The show captures the lesser-known boatmen of the Kumbh Mela
A still from the Mallaah series. Picture: Shibu Arakkal
A still from the Mallaah series. Picture: Shibu Arakkal

Dressed in a blue checkered lungi, paired with a coat and a vest, and a muffler around his head, a boatman gazes into the lens. He is a Mallaah (the word given to the community of boatmen). The picture was captured by photo artist Shibu Arakkal at the Maha Kumbh Mela earlier this year, as part of his new show, Mallaah.

Composed against the backdrop of the Triveni Sangam (confluence of the Ganga, Yamuna and Saraswati), the picture speaks volumes of man and his relationship with nature and religion. The show opens this weekend at Gallery G.

Making a splash
Although the Kumbh Mela is one of the most chronicled in the world, the Mallaahs (also called Nishad) who have been serving the pilgrims, visitors and tourists at the festival for centuries, are always overlooked.
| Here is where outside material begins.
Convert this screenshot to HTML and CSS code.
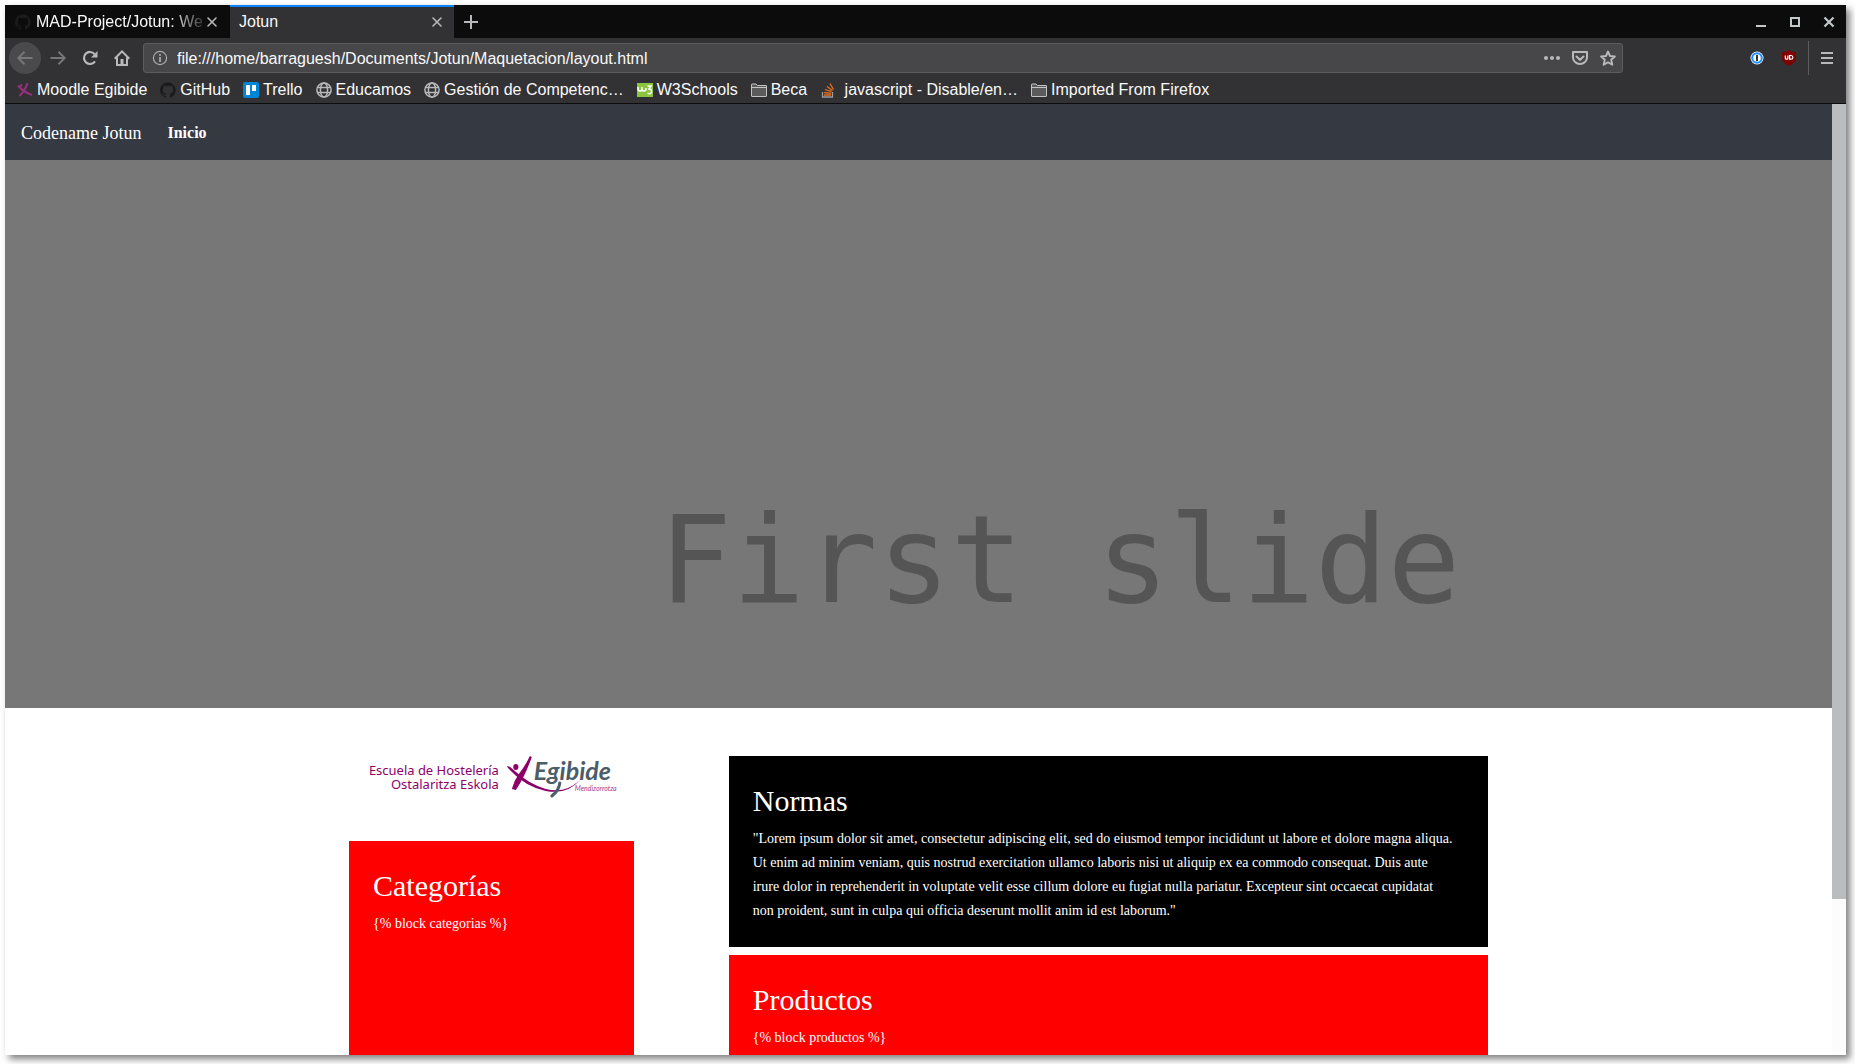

However, Shibu who was commissioned by The Sandeep and Gitanjali Maini Foundation, reveals that initially, he wasn’t keen to take it forward, yet he changed his mind as he wanted to challenge himself. “I generally don’t touch religious and cultural subjects. But I realised that there was a massive challenge in terms of what I could do with a popular and mass subject like the Kumbh Mela. Also, for me, it was an opportunity to break from what I have done in the past,” says Shibu who spent eight days at Prayagraj, shooting images of the boatmen.

Pictorialist perspective
His approach, inspired by the works of 20th century Pictorialists, artistically captures this community in their element. All the 12 photographs are portraits of the skilled rowers with their boats and the river in the background. The colour palette is neutral, in keeping with his style. “It’s very intentional. Colour is only incidental in my work. I like the form, structure and concept to be the focus. For this series, I adopted a new technique. Visually, it is very soft. The images are blurred and hazy,” he says.

Unlike his usual interpretive pieces, this series of photographs, represents real people and their real life. As an artist, he felt drawn to the river and to these people who are so integral to the Mela. “In this case, I realised, I didn’t know enough to interpret it and so for the first time in my 24-year career, I am not doing an interpretation. It’s my representation of what I have seen, felt and understood of the Mallaahs. The Mallaahs are the children and guardians of the river but they are a vanishing community. It suddenly became a profound subject matter that I was deal ing wi th. I have tried to be extremely sensitive about the subject and these people,” he signs off.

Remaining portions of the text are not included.